On BloomDrop you can build a white lily or white rose bouquet for free, add a short personal note, and send it as a private link. The recipient opens it in their browser; no app, no account. If you're new to the format, our guide on how to send virtual flowers walks through the flow, and our reference on flower meanings covers symbolism in more depth.

Start a sympathy bouquet: white lilies, white roses, or a soft pastel mix, one honest line, sent within the hour.

Frequently Asked Questions

What is the best flower to send for sympathy?

White lilies and white roses are the most traditional choices. Both signal purity, remembrance, and reverence. If you want something that lasts beyond the service, a peace lily plant is a popular alternative; it can live for months or years in the recipient's home.

How much should I spend on sympathy flowers?

A typical fresh sympathy arrangement runs $40 to $100. A small sympathy plant is usually $35 to $60. Spend is less important than thoughtfulness. A modest arrangement with a personal card lands better than an expensive one with a generic message.

Should I send sympathy flowers to the funeral home or to the home?

If you're attending the service, send to the funeral home for the day of. If you can't attend, or you don't know the service details, send a smaller arrangement to the family's home one to three days after you hear the news.
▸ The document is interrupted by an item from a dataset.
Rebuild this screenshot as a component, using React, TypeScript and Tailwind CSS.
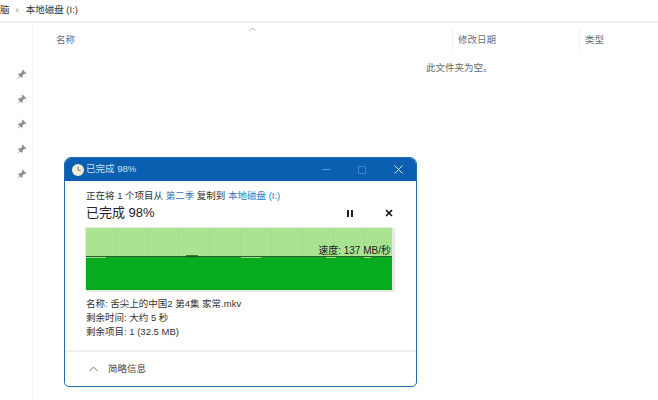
const pinRows = [0, 1, 2, 3, 4];

function Pin() {
  return (
    <svg width="10" height="10" viewBox="0 0 10 10" className="text-[#8a8d92]">
      <path d="M5.6 0.8 L9.2 4.4 L8.2 5 L7.2 4.6 L5.4 6.4 L5.4 8 L4.6 8.6 L1.4 5.4 L2 4.6 L3.6 4.6 L5.4 2.8 L5 1.8 Z M2.8 7 L0.8 9.2 L3 7.2 Z" fill="currentColor" stroke="currentColor" strokeWidth="0.4" />
    </svg>
  );
}

function SpeedChart() {
  const gridX = [30, 61, 92, 123, 154, 185, 216, 247, 278];
  return (
    <div className="relative w-[306px] h-[62px] mt-[5px] shadow-[0_0_0_1px_#e4efe0,2px_1px_0_1px_#e8e8e8]">
      <svg width="306" height="62" viewBox="0 0 306 62" className="block">
        <rect width="306" height="29" fill="#a9e590" />
        {gridX.map((x) => (
          <line key={x} x1={x + 0.5} y1="0" x2={x + 0.5} y2="29" stroke="#a1de88" />
        ))}
        <line x1="0" y1="14.5" x2="306" y2="14.5" stroke="#a4e08b" />
        <rect y="29" width="306" height="33" fill="#06ab20" />
        <path d="M0 28.5 H306" stroke="#2f5c2b" strokeWidth="1" />
        <path d="M0 29.5 H20 M155 29.5 H175 M240 29.5 H250 M278 29.5 H285" stroke="#9fdc8f" strokeWidth="1" />
        <path d="M100 28 H112" stroke="#1d4a1c" strokeWidth="1.5" />
      </svg>
      <span className="absolute right-[1px] top-[16px] text-[10px] leading-[13px] text-[#222]">速度: 137 MB/秒</span>
    </div>
  );
}

function CopyDialog() {
  return (
    <div className="absolute left-[64px] top-[157px] w-[353px] h-[230px] flex flex-col rounded-t-[7px] rounded-b-[5px] border border-[#1f6cb3] bg-white overflow-hidden">
      <div className="h-[23px] shrink-0 flex items-center bg-[#0a5fb0] pl-[7px] text-white">
        <svg width="12" height="12" viewBox="0 0 12 12">
          <circle cx="6" cy="6" r="6" fill="#f3ead9" />
          <path d="M6 2.6 V6.3 H8.8" fill="none" stroke="#6b7f95" strokeWidth="1" />
        </svg>
        <span className="ml-[2px] text-[9.5px] text-[#cfe2f5]">已完成 98%</span>
        <div className="ml-auto flex items-center">
          <span className="w-[36px] flex justify-center"><span className="block w-[8px] h-px bg-[#5e9ad3]" /></span>
          <span className="w-[36px] flex justify-center"><span className="block w-[8px] h-[8px] border border-[#3f83c4]" /></span>
          <span className="w-[36px] flex justify-center">
            <svg width="9" height="9" viewBox="0 0 9 9"><path d="M0.5 0.5 L8.5 8.5 M8.5 0.5 L0.5 8.5" stroke="#d5e6f6" strokeWidth="1" /></svg>
          </span>
        </div>
      </div>
      <div className="flex-1 flex flex-col pl-[21px] pt-[8px]">
        <div className="text-[9.5px] leading-[14px] text-[#333]">
          正在将 1 个项目从 <span className="text-[#2f78c2]">第二季</span> 复制到 <span className="text-[#2f78c2]">本地磁盘 (I:)</span>
        </div>
        <div className="flex items-center h-[20px]">
          <span className="w-[66px] whitespace-nowrap text-[13px] leading-[20px] text-[#222]">已完成 98%</span>
          <div className="ml-[195px] flex items-center gap-[32px]">
            <span className="flex gap-[2px]"><i className="block w-[2px] h-[7px] bg-[#222]" /><i className="block w-[2px] h-[7px] bg-[#222]" /></span>
            <svg width="8" height="8" viewBox="0 0 8 8"><path d="M1 1 L7 7 M7 1 L1 7" stroke="#111" strokeWidth="1.6" /></svg>
          </div>
        </div>
        <SpeedChart />
        <div className="mt-[7px] text-[9.5px] leading-[14px] text-[#333]">
          <div>名称: 舌尖上的中国2 第4集 家常.mkv</div>
          <div>剩余时间: 大约 5 秒</div>
          <div>剩余项目: 1 (32.5 MB)</div>
        </div>
      </div>
      <div className="h-[36px] shrink-0 flex items-center border-t-2 border-[#f0f0f0] pl-[24px] text-[9.5px] text-[#444]">
        <svg width="9" height="6" viewBox="0 0 9 6"><path d="M0.5 5 L4.5 1 L8.5 5" fill="none" stroke="#777" strokeWidth="1" /></svg>
        <span className="ml-[10px]">简略信息</span>
      </div>
    </div>
  );
}

export default function App() {
  return (
    <div className="relative w-[658px] h-[400px] overflow-hidden bg-white font-['Liberation_Sans','Noto_Sans_CJK_SC',sans-serif]">
      <div className="h-[23px] flex items-center border-b-2 border-[#f0f0f0] text-[9.5px] text-[#333]">
        <span>脑</span>
        <span className="ml-[6px] mr-[7px] text-[#777]">›</span>
        <span>本地磁盘 (I:)</span>
      </div>
      <div className="flex h-[377px]">
        <div className="w-[33px] shrink-0 border-r border-[#f7f7f7] flex flex-col items-center pl-[11px] pt-[46px] gap-[15px]">
          {pinRows.map((r) => <Pin key={r} />)}
        </div>
        <div className="flex-1 flex flex-col">
          <div className="relative flex h-[25px] mt-[5px] text-[9.5px] text-[#5f6f80]">
            <span className="absolute left-[216px] top-[-1px]">
              <svg width="7" height="5" viewBox="0 0 7 5"><path d="M0.5 4 L3.5 1 L6.5 4" fill="none" stroke="#999" strokeWidth="0.8" /></svg>
            </span>
            <div className="w-[419px] pl-[23px] flex items-center">名称</div>
            <div className="w-[127px] pl-[5px] flex items-center border-l border-[#f2f2f2]">修改日期</div>
            <div className="flex-1 pl-[5px] flex items-center border-l border-[#f2f2f2]">类型</div>
          </div>
          <div className="mt-[8px] pl-[393px] text-[9.5px] leading-[14px] text-[#666]">此文件夹为空。</div>
        </div>
      </div>
      <CopyDialog />
    </div>
  );
}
Is it okay to send virtual sympathy flowers?

Yes, especially for long-distance friendships, an immediate gesture before physical flowers can arrive, or when the family has requested no flowers. A simple white-lily or white-rose virtual bouquet with a short personal note is a quiet, respectful acknowledgement.

What should I write on a sympathy card?

Keep it short, personal, and concrete. Lines like "I'm so sorry. I'm thinking of you," "[Name] was loved by everyone who knew them," or an offer of specific help (a meal, a walk, a quiet hour) land better than abstractions about better places or reasons.